> OBJECTIVE
Below is some material; set it all down exactly, apart from the pictures.

> SOURCE DATA
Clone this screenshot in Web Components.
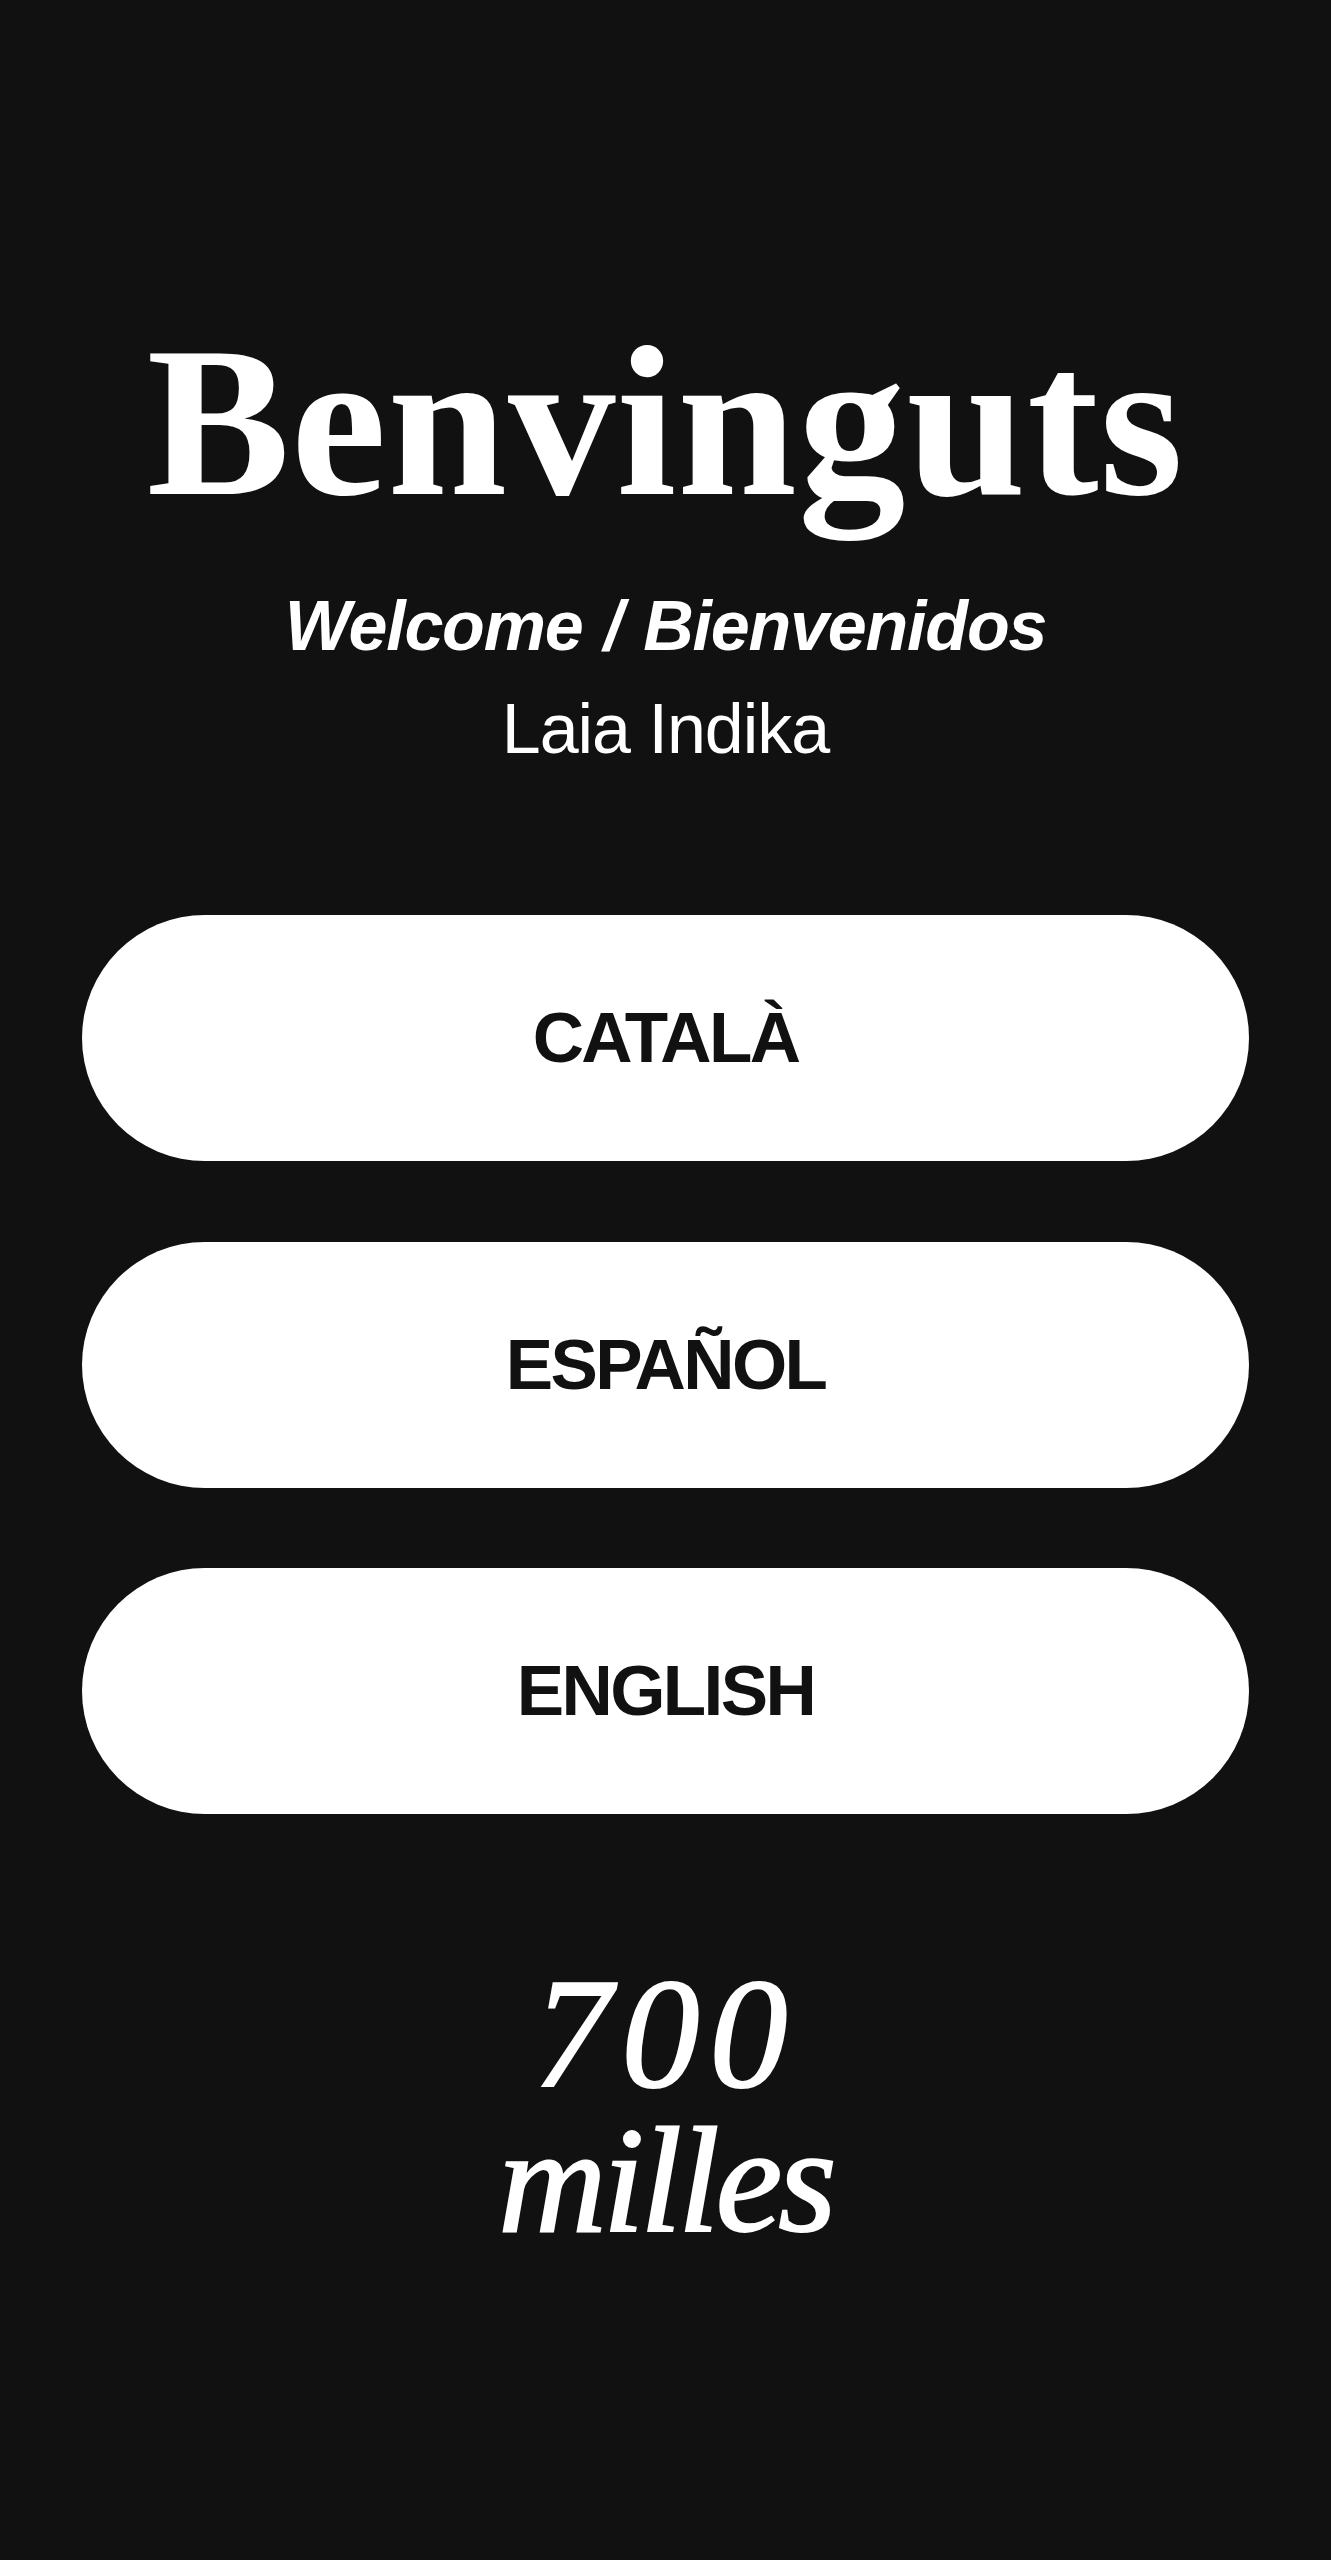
<!DOCTYPE html>
<html lang="ca">
<head>
<meta charset="utf-8">
<title>Benvinguts</title>
<style>
    html, body{
        margin:0;
        background-color:#111111;
    }
</style>
</head>
<body>
<welcome-screen>
    <welcome-header slot="header">
        <span slot="title">Benvinguts</span>
        <span slot="subtitle">Welcome / Bienvenidos</span>
        <span slot="name">Laia Indika</span>
    </welcome-header>
    <lang-button slot="languages">CATALÀ</lang-button>
    <lang-button slot="languages">ESPAÑOL</lang-button>
    <lang-button slot="languages">ENGLISH</lang-button>
    <brand-mark slot="brand">
        <span slot="top">700</span>
        <span slot="bottom">milles</span>
    </brand-mark>
</welcome-screen>

<script>
class WelcomeScreen extends HTMLElement {

    constructor() {
        super();
        this.shadow = this.attachShadow({mode: 'open'});
        this.render();
    }

    render() {
        this.shadow.innerHTML =
        `
        <style>
            :host{
                display:block;
                min-height:2560px;
                box-sizing:border-box;
                padding:314px 82px 0;
                background-color:#111111;
            }

            .languages{
                display:flex;
                flex-direction:column;
                gap:80.5px;
                margin-top:146px;
            }

            .brand{
                margin-top:146px;
            }
        </style>

        <slot name="header"></slot>
        <div class="languages">
            <slot name="languages"></slot>
        </div>
        <div class="brand">
            <slot name="brand"></slot>
        </div>
        `;
    }
}

class WelcomeHeader extends HTMLElement {

    constructor() {
        super();
        this.shadow = this.attachShadow({mode: 'open'});
        this.render();
    }

    render() {
        this.shadow.innerHTML =
        `
        <style>
            :host{
                display:block;
                color:#ffffff;
                text-align:center;
            }

            h1{
                margin:0;
                font:700 215px/215px "Liberation Serif", serif;
                letter-spacing:1px;
            }

            .subtitle{
                margin-top:57px;
                font:italic 700 70px/80px "Liberation Sans", sans-serif;
                letter-spacing:-1.2px;
                word-spacing:3px;
            }

            .name{
                margin-top:23px;
                font:400 70px/80px "Liberation Sans", sans-serif;
                letter-spacing:-1px;
            }
        </style>

        <h1><slot name="title"></slot></h1>
        <div class="subtitle"><slot name="subtitle"></slot></div>
        <div class="name"><slot name="name"></slot></div>
        `;
    }
}

class LangButton extends HTMLElement {

    constructor() {
        super();
        this.shadow = this.attachShadow({mode: 'open'});
        this.render();
    }

    render() {
        this.shadow.innerHTML =
        `
        <style>
            :host{
                display:flex;
                align-items:center;
                justify-content:center;
                height:246px;
                border-radius:123px;
                background-color:#ffffff;
                color:#111111;
                font:700 71px/80px "Liberation Sans", sans-serif;
                letter-spacing:-2.6px;
                cursor:pointer;
            }
        </style>

        <slot></slot>
        `;
    }
}

class BrandMark extends HTMLElement {

    constructor() {
        super();
        this.shadow = this.attachShadow({mode: 'open'});
        this.render();
    }

    render() {
        this.shadow.innerHTML =
        `
        <style>
            :host{
                display:flex;
                flex-direction:column;
                align-items:center;
                color:#ffffff;
                font:italic 400 150px/147px "Liberation Serif", serif;
                -webkit-text-stroke:2px #ffffff;
            }

            .top{
                font-size:156px;
                letter-spacing:10px;
            }

            .bottom{
                letter-spacing:-4px;
            }
        </style>

        <div class="top"><slot name="top"></slot></div>
        <div class="bottom"><slot name="bottom"></slot></div>
        `;
    }
}

customElements.define('welcome-screen', WelcomeScreen);
customElements.define('welcome-header', WelcomeHeader);
customElements.define('lang-button', LangButton);
customElements.define('brand-mark', BrandMark);
</script>
</body>
</html>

> REPLY
Clone this screenshot in Web Components.
<!DOCTYPE html>
<html lang="ca">
<head>
<meta charset="utf-8">
<title>Benvinguts</title>
<style>
    html, body{
        margin:0;
        background-color:#111111;
    }
</style>
</head>
<body>
<welcome-screen>
    <welcome-header slot="header">
        <span slot="title">Benvinguts</span>
        <span slot="subtitle">Welcome / Bienvenidos</span>
        <span slot="name">Laia Indika</span>
    </welcome-header>
    <lang-button slot="languages">CATALÀ</lang-button>
    <lang-button slot="languages">ESPAÑOL</lang-button>
    <lang-button slot="languages">ENGLISH</lang-button>
    <brand-mark slot="brand">
        <span slot="top">700</span>
        <span slot="bottom">milles</span>
    </brand-mark>
</welcome-screen>

<script>
class WelcomeScreen extends HTMLElement {

    constructor() {
        super();
        this.shadow = this.attachShadow({mode: 'open'});
        this.render();
    }

    render() {
        this.shadow.innerHTML =
        `
        <style>
            :host{
                display:block;
                min-height:2560px;
                box-sizing:border-box;
                padding:314px 82px 0;
                background-color:#111111;
            }

            .languages{
                display:flex;
                flex-direction:column;
                gap:80.5px;
                margin-top:146px;
            }

            .brand{
                margin-top:146px;
            }
        </style>

        <slot name="header"></slot>
        <div class="languages">
            <slot name="languages"></slot>
        </div>
        <div class="brand">
            <slot name="brand"></slot>
        </div>
        `;
    }
}

class WelcomeHeader extends HTMLElement {

    constructor() {
        super();
        this.shadow = this.attachShadow({mode: 'open'});
        this.render();
    }

    render() {
        this.shadow.innerHTML =
        `
        <style>
            :host{
                display:block;
                color:#ffffff;
                text-align:center;
            }

            h1{
                margin:0;
                font:700 215px/215px "Liberation Serif", serif;
                letter-spacing:1px;
            }

            .subtitle{
                margin-top:57px;
                font:italic 700 70px/80px "Liberation Sans", sans-serif;
                letter-spacing:-1.2px;
                word-spacing:3px;
            }

            .name{
                margin-top:23px;
                font:400 70px/80px "Liberation Sans", sans-serif;
                letter-spacing:-1px;
            }
        </style>

        <h1><slot name="title"></slot></h1>
        <div class="subtitle"><slot name="subtitle"></slot></div>
        <div class="name"><slot name="name"></slot></div>
        `;
    }
}

class LangButton extends HTMLElement {

    constructor() {
        super();
        this.shadow = this.attachShadow({mode: 'open'});
        this.render();
    }

    render() {
        this.shadow.innerHTML =
        `
        <style>
            :host{
                display:flex;
                align-items:center;
                justify-content:center;
                height:246px;
                border-radius:123px;
                background-color:#ffffff;
                color:#111111;
                font:700 71px/80px "Liberation Sans", sans-serif;
                letter-spacing:-2.6px;
                cursor:pointer;
            }
        </style>

        <slot></slot>
        `;
    }
}

class BrandMark extends HTMLElement {

    constructor() {
        super();
        this.shadow = this.attachShadow({mode: 'open'});
        this.render();
    }

    render() {
        this.shadow.innerHTML =
        `
        <style>
            :host{
                display:flex;
                flex-direction:column;
                align-items:center;
                color:#ffffff;
                font:italic 400 150px/147px "Liberation Serif", serif;
                -webkit-text-stroke:2px #ffffff;
            }

            .top{
                font-size:156px;
                letter-spacing:10px;
            }

            .bottom{
                letter-spacing:-4px;
            }
        </style>

        <div class="top"><slot name="top"></slot></div>
        <div class="bottom"><slot name="bottom"></slot></div>
        `;
    }
}

customElements.define('welcome-screen', WelcomeScreen);
customElements.define('welcome-header', WelcomeHeader);
customElements.define('lang-button', LangButton);
customElements.define('brand-mark', BrandMark);
</script>
</body>
</html>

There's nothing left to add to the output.